◆ **Given task**
Find the lines holding the string "styles" in the data, then copy all of them.

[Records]

^^^^^^^^

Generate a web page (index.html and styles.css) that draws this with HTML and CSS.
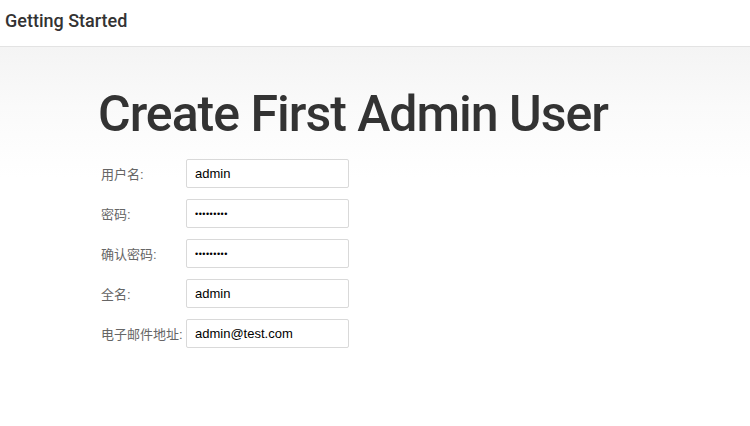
FILE: index.html
```html
<!DOCTYPE html>
<html lang="zh">
<head>
  <meta charset="UTF-8" />
  <meta name="viewport" content="width=device-width, initial-scale=1.0" />
  <title>Getting Started</title>
  <link rel="stylesheet" href="styles.css">
</head>
<body>
  <div class="topbar">Getting Started</div>
  <div class="jumbo">
    <h1>Create First Admin User</h1>
    <form class="admin-form">
      <label for="username">用户名:</label>
      <input type="text" id="username" value="admin" />
      <label for="password1">密码:</label>
      <input type="password" id="password1" value="password1" />
      <label for="password2">确认密码:</label>
      <input type="password" id="password2" value="password1" />
      <label for="fullname">全名:</label>
      <input type="text" id="fullname" value="admin" />
      <label for="email">电子邮件地址:</label>
      <input type="text" id="email" value="admin@test.com" />
    </form>
  </div>
</body>
</html>
```

FILE: styles.css
```css
html, body {
  margin: 0;
  padding: 0;
  background: #fff;
}
body {
  font-family: Roboto, "Noto Sans CJK SC", sans-serif;
  color: #333;
}
.topbar {
  height: 47px;
  line-height: 42px;
  padding-left: 5px;
  font-size: 18px;
  font-weight: 500;
  border-bottom: 1px solid #e3e3e3;
  box-sizing: border-box;
}
.jumbo {
  padding: 32px 0 40px 98px;
  background: linear-gradient(to bottom, #f4f4f4 0px, #fafafa 60px, #fff 130px);
}
h1 {
  margin: 0 0 10px 0;
  font-size: 50px;
  font-weight: 500;
  letter-spacing: -1px;
  line-height: 70px;
  color: #333;
}
.admin-form {
  display: grid;
  grid-template-columns: 81px 163px;
  column-gap: 4px;
  row-gap: 11px;
  margin-left: 3px;
  align-items: center;
}
.admin-form label {
  font-family: "Liberation Sans", "Noto Sans CJK SC", sans-serif;
  font-size: 13px;
  color: #666;
  white-space: nowrap;
  align-self: start;
  padding-top: 5px;
}
.admin-form input {
  height: 29px;
  box-sizing: border-box;
  border: 1px solid #d9d9d9;
  border-radius: 2px;
  padding: 0 8px;
  font-family: "Liberation Sans", sans-serif;
  font-size: 13px;
  color: #000;
  background: #fff;
}
.admin-form input[type="password"] {
  font-size: 9px;
  letter-spacing: 0.5px;
}
```
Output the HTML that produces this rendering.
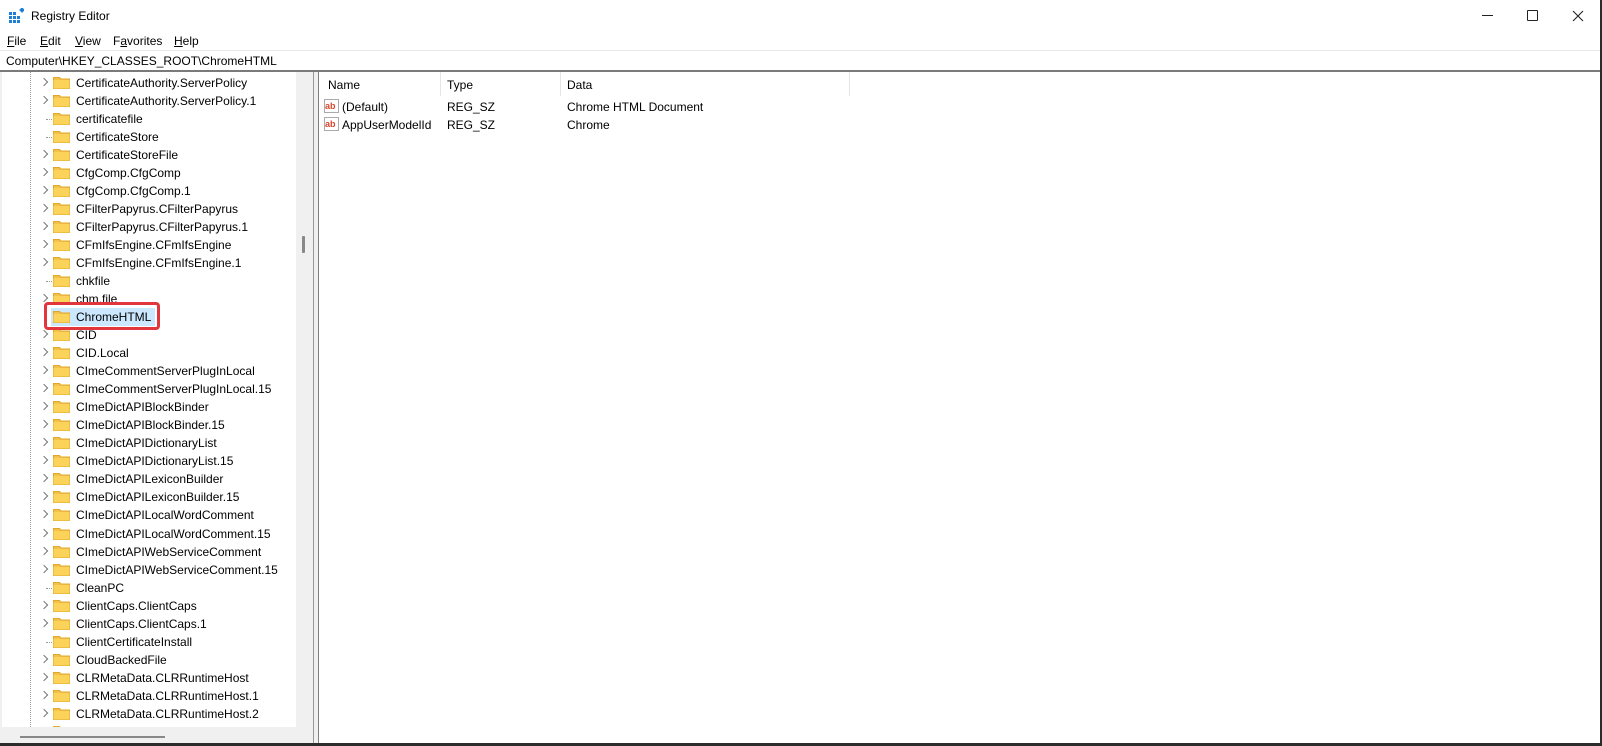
<!DOCTYPE html>
<html><head><style>
*{margin:0;padding:0;box-sizing:border-box}
body{width:1602px;height:746px;background:#2b2b2b;position:relative;overflow:hidden;font-family:"Liberation Sans",Arial,sans-serif;font-size:12px;color:#000}
.win{position:absolute;left:0;top:0;width:1600px;height:743px;background:#f0f0f0;border-right:1px solid #555}
.title{position:absolute;left:0;top:0;width:1600px;height:32px;background:#fff}
.menu{position:absolute;left:0;top:30px;width:1600px;height:20px;background:#fff}
.menu span{position:absolute;top:4px}
.addr{position:absolute;left:0;top:50px;width:1600px;height:20px;background:#fff;border-top:1px solid #e8e8e8}
.sep{position:absolute;left:0;top:70px;width:1600px;height:2px;background:#7a7a7a}
.tree{position:absolute;left:2px;top:72px;width:294px;height:655px;background:#fff;overflow:hidden}
.vsb{position:absolute;left:296px;top:72px;width:17px;height:655px;background:#f0f0f0}
.row{position:absolute;left:0;height:18px;white-space:nowrap}
.row .t{position:absolute;left:74px;top:2px}
.chev{position:absolute;left:39px;top:5px;width:6px;height:6px;border-right:1.3px solid #777;border-top:1.3px solid #777;transform:rotate(45deg)}
.fold{position:absolute;left:51px;top:2px;width:17px;height:13px}
.right{position:absolute;left:318px;top:72px;width:1282px;height:671px;background:#fff;border-left:1px solid #808080}
.hdr{position:absolute;top:6px}
.cd{position:absolute;top:0;width:1px;height:24px;background:#e5e5e5}
</style></head><body>
<div class="win">
<div class="title">
<svg style="position:absolute;left:9px;top:8px" width="15" height="15" viewBox="0 0 15 15"><g fill="#1e7fd6"><rect x="0" y="4" width="3" height="3"/><rect x="4" y="4" width="3" height="3"/><rect x="0" y="8" width="3" height="3"/><rect x="4" y="8" width="3" height="3"/><rect x="8" y="8" width="3" height="3"/><rect x="0" y="12" width="3" height="3"/><rect x="4" y="12" width="3" height="3"/><rect x="8" y="12" width="3" height="3"/><rect x="11" y="0" width="4" height="4" transform="rotate(45 13 2)"/></g></svg>
<div style="position:absolute;left:31px;top:9px">Registry Editor</div>
<div style="position:absolute;left:1482px;top:15px;width:11px;height:1px;background:#222"></div>
<div style="position:absolute;left:1527px;top:10px;width:11px;height:11px;border:1px solid #222;border-radius:1px"></div>
<svg style="position:absolute;left:1572px;top:10px" width="12" height="12"><path d="M1 1L11 11M11 1L1 11" stroke="#222" stroke-width="1.1"/></svg>
</div>
<div class="menu"><span style="left:7px"><u>F</u>ile</span><span style="left:40px"><u>E</u>dit</span><span style="left:75px"><u>V</u>iew</span><span style="left:113px">F<u>a</u>vorites</span><span style="left:174px"><u>H</u>elp</span></div>
<div class="addr"><div style="position:absolute;left:6px;top:3px">Computer\HKEY_CLASSES_ROOT\ChromeHTML</div></div>
<div class="sep"></div>
<div class="tree">
<div style="position:absolute;left:28px;top:0;height:655px;border-left:1px dotted #999"></div>
<div id="rows"></div>
<div style="position:absolute;left:42px;top:230px;width:116px;height:28px;border:3px solid #e0363c;border-radius:4px"></div>
</div>
<div style="position:absolute;left:0;top:727px;width:313px;height:16px;background:#f0f0f0"></div>
<div style="position:absolute;left:20px;top:736px;width:145px;height:2px;background:#888"></div>
<div class="vsb"><div style="position:absolute;left:6px;top:164px;width:3px;height:17px;background:#888;border-radius:1px"></div></div>
<div style="position:absolute;left:313px;top:72px;width:1px;height:671px;background:#999"></div>
<div class="right">
<div class="hdr" style="left:9px">Name</div><div class="cd" style="left:121px"></div>
<div class="hdr" style="left:128px">Type</div><div class="cd" style="left:241px"></div>
<div class="hdr" style="left:248px">Data</div><div class="cd" style="left:530px"></div>
<svg style="position:absolute;left:5px;top:27px" width="15" height="14"><rect x="0.5" y="0.5" width="14" height="13" fill="#fff" stroke="#aaa"/><text x="1" y="10" font-size="9" font-weight="bold" fill="#d9452b" font-family="Liberation Sans">ab</text></svg>
<div style="position:absolute;left:23px;top:28px">(Default)</div><div style="position:absolute;left:128px;top:28px">REG_SZ</div><div style="position:absolute;left:248px;top:28px">Chrome HTML Document</div>
<svg style="position:absolute;left:5px;top:45px" width="15" height="14"><rect x="0.5" y="0.5" width="14" height="13" fill="#fff" stroke="#aaa"/><text x="1" y="10" font-size="9" font-weight="bold" fill="#d9452b" font-family="Liberation Sans">ab</text></svg>
<div style="position:absolute;left:23px;top:46px">AppUserModelId</div><div style="position:absolute;left:128px;top:46px">REG_SZ</div><div style="position:absolute;left:248px;top:46px">Chrome</div>
</div>
</div>
<script>
var items=[["CertificateAuthority.ServerPolicy",1],["CertificateAuthority.ServerPolicy.1",1],["certificatefile",0],["CertificateStore",0],["CertificateStoreFile",1],["CfgComp.CfgComp",1],["CfgComp.CfgComp.1",1],["CFilterPapyrus.CFilterPapyrus",1],["CFilterPapyrus.CFilterPapyrus.1",1],["CFmIfsEngine.CFmIfsEngine",1],["CFmIfsEngine.CFmIfsEngine.1",1],["chkfile",0],["chm.file",1],["ChromeHTML",2],["CID",1],["CID.Local",1],["CImeCommentServerPlugInLocal",1],["CImeCommentServerPlugInLocal.15",1],["CImeDictAPIBlockBinder",1],["CImeDictAPIBlockBinder.15",1],["CImeDictAPIDictionaryList",1],["CImeDictAPIDictionaryList.15",1],["CImeDictAPILexiconBuilder",1],["CImeDictAPILexiconBuilder.15",1],["CImeDictAPILocalWordComment",1],["CImeDictAPILocalWordComment.15",1],["CImeDictAPIWebServiceComment",1],["CImeDictAPIWebServiceComment.15",1],["CleanPC",0],["ClientCaps.ClientCaps",1],["ClientCaps.ClientCaps.1",1],["ClientCertificateInstall",0],["CloudBackedFile",1],["CLRMetaData.CLRRuntimeHost",1],["CLRMetaData.CLRRuntimeHost.1",1],["CLRMetaData.CLRRuntimeHost.2",1],["",1]];
var h="";
var fold='<svg class="fold" viewBox="0 0 17 13"><path d="M0.5 1.5h6l1.5 1.5h8.5v9.5h-16z" fill="#f4c24a" stroke="#e0a82a"/><rect x="0.5" y="4" width="16" height="8.5" fill="#fcd35a"/></svg>';
items.forEach(function(it,i){var y=2+Math.round(i*18.02);
if(it[1]==2){h+='<div style="position:absolute;left:49px;top:'+(y)+'px;width:104px;height:18px;background:#cce8ff"></div>';}
h+='<div class="row" style="top:'+y+'px;width:294px">'+(it[1]==1?'<div class="chev"></div>':(it[1]==0?'<div style="position:absolute;left:44px;top:9px;width:6px;border-top:1px dotted #999"></div>':''))+fold+'<span class="t">'+it[0]+'</span></div>';});
document.getElementById("rows").innerHTML=h;
</script>
</body></html>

^^^^^^^^

◆ **Final result**
Generate a web page (index.html and styles.css) that draws this with HTML and CSS.
  <link rel="stylesheet" href="styles.css">
FILE: styles.css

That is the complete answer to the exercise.